--- Data extracted from a collection ---
<<<<
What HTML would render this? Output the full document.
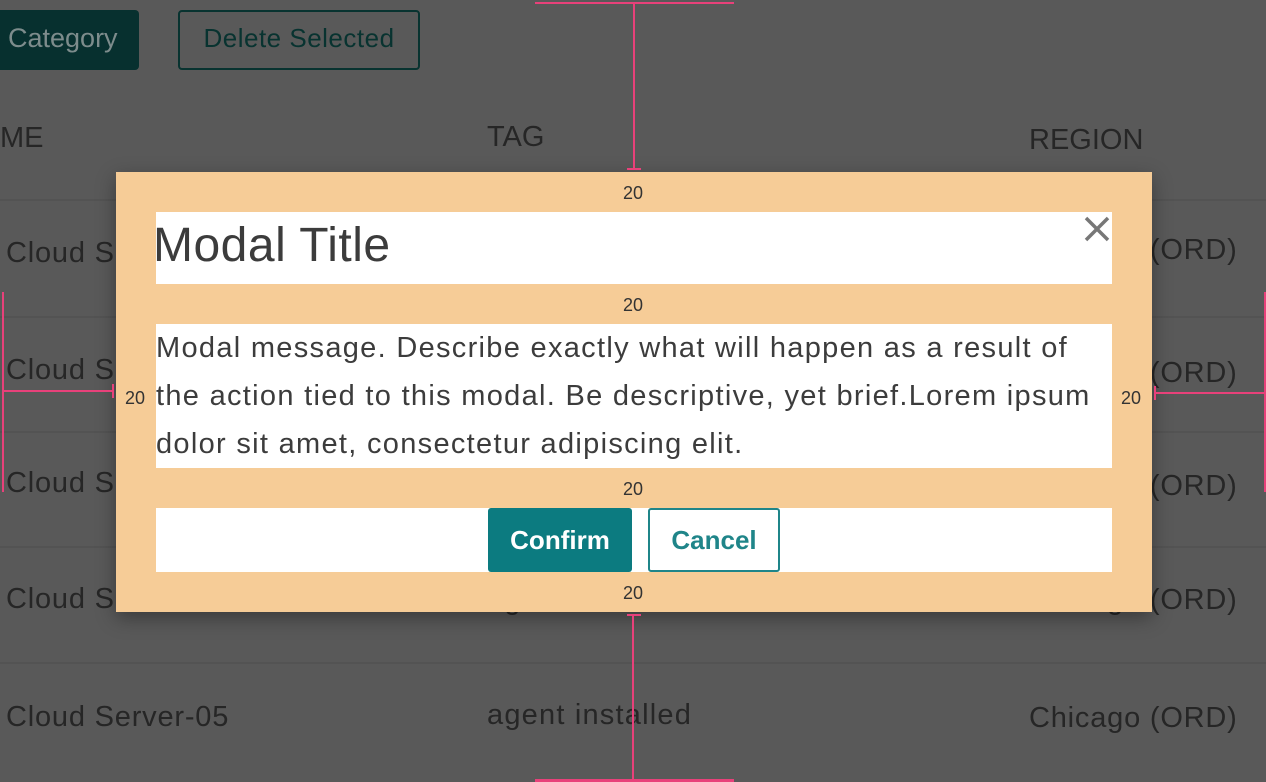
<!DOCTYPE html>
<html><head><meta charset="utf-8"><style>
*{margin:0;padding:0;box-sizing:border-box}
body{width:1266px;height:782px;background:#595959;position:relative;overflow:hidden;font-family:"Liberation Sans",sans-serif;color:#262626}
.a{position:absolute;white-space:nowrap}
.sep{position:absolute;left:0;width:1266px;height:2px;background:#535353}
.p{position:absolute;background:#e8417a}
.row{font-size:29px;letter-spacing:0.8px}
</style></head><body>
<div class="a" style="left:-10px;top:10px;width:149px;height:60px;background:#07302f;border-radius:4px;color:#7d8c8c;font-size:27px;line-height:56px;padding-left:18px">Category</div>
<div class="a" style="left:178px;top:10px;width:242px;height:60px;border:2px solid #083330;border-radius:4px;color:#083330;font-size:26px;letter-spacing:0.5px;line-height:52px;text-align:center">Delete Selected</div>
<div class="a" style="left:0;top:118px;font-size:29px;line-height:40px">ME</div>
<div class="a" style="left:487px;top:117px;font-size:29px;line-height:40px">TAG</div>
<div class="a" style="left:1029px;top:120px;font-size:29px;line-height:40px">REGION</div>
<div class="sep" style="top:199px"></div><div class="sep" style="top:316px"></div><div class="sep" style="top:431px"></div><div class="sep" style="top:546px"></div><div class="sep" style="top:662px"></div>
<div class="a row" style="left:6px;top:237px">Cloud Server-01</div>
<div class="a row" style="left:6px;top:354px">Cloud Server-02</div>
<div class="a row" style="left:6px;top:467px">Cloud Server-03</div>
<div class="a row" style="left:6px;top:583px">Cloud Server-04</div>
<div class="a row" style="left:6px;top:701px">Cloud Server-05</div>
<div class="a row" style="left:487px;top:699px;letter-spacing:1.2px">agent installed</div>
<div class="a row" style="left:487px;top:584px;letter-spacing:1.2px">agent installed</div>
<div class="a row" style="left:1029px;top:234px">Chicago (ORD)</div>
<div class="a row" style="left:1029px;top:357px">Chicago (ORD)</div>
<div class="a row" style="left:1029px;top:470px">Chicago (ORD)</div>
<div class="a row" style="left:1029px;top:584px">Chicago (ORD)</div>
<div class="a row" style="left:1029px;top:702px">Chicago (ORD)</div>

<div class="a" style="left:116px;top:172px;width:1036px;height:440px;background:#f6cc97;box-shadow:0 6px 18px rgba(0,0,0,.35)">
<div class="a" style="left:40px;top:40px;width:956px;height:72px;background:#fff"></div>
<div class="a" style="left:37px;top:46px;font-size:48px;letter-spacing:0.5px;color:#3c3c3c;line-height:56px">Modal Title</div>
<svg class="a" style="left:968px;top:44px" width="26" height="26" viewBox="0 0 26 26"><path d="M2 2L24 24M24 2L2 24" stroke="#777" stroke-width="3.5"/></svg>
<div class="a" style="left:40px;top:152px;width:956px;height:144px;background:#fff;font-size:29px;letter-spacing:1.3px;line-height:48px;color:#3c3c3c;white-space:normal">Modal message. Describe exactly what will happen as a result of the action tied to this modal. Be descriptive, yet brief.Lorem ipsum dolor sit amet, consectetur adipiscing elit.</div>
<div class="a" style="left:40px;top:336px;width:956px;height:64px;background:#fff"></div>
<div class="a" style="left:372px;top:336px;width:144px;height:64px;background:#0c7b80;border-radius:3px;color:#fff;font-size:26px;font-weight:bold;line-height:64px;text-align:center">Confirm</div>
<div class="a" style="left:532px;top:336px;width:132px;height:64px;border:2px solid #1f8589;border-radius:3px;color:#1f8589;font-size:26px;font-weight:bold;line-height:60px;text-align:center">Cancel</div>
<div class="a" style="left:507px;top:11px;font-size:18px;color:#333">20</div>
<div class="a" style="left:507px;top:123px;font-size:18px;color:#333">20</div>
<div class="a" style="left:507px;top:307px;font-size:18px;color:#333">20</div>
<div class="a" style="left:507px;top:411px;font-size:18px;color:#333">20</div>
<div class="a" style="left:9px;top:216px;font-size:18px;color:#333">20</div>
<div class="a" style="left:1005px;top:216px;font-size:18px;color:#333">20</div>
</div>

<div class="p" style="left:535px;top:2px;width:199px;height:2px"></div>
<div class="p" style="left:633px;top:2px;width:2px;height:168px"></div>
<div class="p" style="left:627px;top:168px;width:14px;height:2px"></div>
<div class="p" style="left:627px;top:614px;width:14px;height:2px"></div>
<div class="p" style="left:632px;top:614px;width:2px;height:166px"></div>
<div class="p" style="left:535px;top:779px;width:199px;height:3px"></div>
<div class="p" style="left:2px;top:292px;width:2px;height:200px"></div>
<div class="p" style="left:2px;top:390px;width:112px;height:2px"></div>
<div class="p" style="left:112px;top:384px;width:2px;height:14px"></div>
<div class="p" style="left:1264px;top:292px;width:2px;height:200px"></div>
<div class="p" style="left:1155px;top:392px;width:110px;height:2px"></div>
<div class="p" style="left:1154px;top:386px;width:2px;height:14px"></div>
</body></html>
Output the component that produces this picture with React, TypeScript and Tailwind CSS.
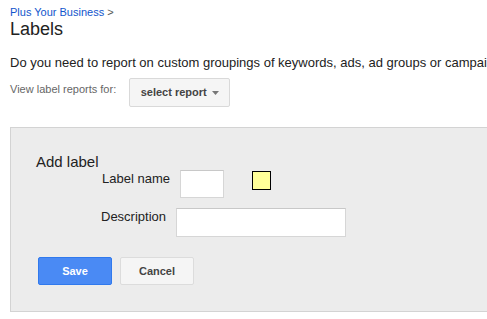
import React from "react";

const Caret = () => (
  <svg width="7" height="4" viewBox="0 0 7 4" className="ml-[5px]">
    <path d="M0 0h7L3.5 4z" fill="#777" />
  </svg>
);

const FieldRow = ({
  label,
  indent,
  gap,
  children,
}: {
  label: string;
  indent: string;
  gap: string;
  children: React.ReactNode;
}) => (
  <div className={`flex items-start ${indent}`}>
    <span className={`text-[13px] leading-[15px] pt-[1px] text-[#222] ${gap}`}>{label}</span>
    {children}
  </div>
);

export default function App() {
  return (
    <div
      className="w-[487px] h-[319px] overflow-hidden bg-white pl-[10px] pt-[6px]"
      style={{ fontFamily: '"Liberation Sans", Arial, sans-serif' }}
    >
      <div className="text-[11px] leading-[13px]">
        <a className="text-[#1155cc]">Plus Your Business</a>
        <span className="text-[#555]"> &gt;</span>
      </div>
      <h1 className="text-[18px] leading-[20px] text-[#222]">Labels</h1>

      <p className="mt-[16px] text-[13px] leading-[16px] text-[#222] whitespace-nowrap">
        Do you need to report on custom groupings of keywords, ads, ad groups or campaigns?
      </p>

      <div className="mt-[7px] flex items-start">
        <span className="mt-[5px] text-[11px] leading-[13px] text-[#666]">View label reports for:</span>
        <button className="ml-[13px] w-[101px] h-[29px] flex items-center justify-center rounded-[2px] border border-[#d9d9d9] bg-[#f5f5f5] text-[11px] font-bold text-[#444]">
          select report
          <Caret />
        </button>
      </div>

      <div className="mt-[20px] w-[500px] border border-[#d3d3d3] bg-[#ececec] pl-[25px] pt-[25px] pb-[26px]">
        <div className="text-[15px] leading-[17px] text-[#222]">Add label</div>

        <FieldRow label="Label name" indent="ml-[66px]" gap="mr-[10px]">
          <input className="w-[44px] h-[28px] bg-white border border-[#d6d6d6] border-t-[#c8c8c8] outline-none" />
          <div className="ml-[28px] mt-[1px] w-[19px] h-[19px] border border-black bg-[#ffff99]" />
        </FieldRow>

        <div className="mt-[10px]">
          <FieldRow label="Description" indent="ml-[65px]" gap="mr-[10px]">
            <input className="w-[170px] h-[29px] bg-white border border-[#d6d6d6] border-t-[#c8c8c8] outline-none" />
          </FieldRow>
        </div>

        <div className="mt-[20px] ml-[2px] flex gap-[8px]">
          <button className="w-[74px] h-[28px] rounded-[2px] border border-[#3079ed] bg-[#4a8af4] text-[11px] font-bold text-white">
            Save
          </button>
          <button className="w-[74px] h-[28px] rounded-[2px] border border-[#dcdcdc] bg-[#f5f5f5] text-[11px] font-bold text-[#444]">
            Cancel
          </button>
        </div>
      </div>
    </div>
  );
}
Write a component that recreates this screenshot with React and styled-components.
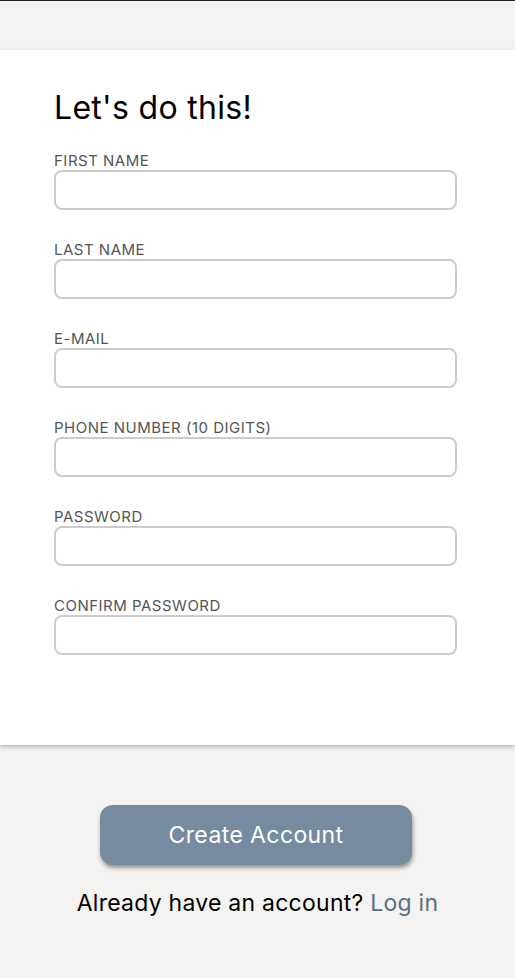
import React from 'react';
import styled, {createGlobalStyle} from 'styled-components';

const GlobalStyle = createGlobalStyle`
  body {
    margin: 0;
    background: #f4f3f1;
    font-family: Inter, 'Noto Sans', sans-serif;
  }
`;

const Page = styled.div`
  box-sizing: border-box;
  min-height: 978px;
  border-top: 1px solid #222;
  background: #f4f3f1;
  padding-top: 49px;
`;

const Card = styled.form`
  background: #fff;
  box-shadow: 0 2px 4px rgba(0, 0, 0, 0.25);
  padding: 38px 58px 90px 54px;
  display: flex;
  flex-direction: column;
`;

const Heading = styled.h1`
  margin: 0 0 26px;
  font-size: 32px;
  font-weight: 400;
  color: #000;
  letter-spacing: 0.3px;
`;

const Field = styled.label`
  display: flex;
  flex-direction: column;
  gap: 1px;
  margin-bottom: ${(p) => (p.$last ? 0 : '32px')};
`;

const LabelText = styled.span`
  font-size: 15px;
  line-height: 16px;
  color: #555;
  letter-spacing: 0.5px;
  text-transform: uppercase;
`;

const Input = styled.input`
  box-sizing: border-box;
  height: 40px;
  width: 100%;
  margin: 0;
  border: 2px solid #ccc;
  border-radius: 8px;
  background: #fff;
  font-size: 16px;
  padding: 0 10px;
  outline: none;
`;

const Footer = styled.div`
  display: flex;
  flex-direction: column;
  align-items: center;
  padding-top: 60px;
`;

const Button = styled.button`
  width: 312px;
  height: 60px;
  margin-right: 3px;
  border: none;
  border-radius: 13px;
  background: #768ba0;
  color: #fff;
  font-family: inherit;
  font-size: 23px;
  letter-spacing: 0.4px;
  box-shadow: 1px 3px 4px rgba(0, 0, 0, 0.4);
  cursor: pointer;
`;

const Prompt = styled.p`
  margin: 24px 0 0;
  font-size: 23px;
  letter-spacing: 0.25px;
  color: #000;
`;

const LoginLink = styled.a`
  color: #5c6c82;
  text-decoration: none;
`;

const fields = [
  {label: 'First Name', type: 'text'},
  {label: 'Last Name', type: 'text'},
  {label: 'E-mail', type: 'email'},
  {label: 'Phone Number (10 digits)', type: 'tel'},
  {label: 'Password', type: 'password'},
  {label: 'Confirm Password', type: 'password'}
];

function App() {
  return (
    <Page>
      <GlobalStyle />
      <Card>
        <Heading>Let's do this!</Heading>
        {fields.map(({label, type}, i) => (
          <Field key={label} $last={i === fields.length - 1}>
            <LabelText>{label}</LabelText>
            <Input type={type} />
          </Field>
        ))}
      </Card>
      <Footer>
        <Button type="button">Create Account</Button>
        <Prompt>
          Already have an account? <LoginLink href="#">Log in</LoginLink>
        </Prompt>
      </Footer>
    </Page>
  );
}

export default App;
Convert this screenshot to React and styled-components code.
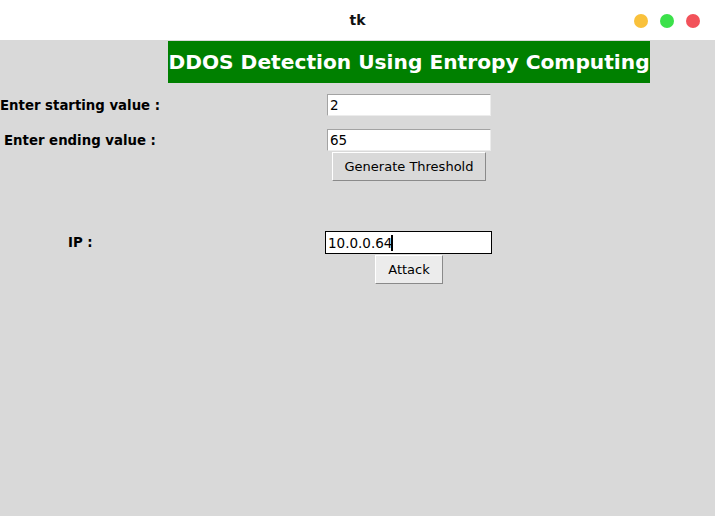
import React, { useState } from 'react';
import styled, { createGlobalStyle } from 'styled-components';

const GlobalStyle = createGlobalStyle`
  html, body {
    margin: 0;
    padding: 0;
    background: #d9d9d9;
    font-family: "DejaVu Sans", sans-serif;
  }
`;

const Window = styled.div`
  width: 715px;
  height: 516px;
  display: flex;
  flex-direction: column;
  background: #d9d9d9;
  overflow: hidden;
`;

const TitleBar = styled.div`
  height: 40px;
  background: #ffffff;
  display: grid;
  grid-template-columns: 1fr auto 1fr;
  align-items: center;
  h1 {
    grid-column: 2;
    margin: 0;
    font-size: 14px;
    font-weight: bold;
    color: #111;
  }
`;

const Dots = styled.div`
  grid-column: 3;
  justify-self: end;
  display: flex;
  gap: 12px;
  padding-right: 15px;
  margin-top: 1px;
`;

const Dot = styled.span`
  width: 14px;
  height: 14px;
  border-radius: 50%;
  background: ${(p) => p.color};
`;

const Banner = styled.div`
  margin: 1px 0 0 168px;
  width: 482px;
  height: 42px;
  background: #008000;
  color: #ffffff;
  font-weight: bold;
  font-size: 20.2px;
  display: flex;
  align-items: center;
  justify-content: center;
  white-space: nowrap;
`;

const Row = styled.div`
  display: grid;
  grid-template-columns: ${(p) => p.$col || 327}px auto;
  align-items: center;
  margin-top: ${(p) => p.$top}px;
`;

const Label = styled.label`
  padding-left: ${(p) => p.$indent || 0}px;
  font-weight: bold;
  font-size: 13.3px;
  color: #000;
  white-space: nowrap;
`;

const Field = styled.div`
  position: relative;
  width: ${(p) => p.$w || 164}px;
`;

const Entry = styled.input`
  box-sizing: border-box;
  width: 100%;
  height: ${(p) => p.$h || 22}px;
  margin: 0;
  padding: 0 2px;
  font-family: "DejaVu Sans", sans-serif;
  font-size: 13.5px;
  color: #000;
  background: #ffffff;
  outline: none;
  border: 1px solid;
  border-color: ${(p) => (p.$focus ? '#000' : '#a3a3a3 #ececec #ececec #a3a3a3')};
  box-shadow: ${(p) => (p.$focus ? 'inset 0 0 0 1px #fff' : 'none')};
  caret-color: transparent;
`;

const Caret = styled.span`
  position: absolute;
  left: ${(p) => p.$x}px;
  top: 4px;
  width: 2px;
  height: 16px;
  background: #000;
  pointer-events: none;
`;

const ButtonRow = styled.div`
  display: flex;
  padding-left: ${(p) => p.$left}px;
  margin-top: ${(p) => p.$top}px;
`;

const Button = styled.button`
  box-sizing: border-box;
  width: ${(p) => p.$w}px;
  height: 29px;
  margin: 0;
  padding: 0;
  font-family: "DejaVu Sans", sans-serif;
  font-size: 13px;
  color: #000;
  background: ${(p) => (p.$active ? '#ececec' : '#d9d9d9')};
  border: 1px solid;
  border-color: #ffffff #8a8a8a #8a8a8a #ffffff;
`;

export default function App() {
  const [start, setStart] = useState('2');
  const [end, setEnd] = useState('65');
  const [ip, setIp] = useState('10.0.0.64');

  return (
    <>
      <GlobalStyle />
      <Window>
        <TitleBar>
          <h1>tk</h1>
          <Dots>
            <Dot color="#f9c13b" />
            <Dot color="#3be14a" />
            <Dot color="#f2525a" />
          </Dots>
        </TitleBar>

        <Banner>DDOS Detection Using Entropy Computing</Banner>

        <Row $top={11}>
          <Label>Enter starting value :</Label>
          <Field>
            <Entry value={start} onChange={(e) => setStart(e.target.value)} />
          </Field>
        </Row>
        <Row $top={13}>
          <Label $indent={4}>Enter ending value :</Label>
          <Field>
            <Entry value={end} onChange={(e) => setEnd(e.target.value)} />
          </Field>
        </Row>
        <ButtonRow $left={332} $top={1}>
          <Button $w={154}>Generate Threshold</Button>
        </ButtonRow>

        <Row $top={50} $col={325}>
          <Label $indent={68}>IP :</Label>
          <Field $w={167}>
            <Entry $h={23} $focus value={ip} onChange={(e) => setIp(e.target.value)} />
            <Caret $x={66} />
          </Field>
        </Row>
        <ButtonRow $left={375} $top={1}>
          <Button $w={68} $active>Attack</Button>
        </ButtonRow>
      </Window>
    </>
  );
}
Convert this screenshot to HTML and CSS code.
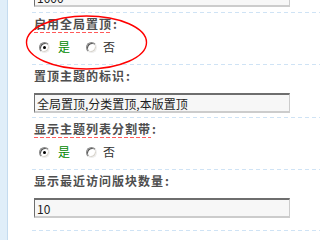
>>>>
--- WRITTEN REQUEST ---
Pull out all lines containing "that".

--- SOLUTION TO THIS EXERCISE ---
Output the component that produces this picture with React, TypeScript and Tailwind CSS.
Write a component that recreates this screenshot with React and styled-components.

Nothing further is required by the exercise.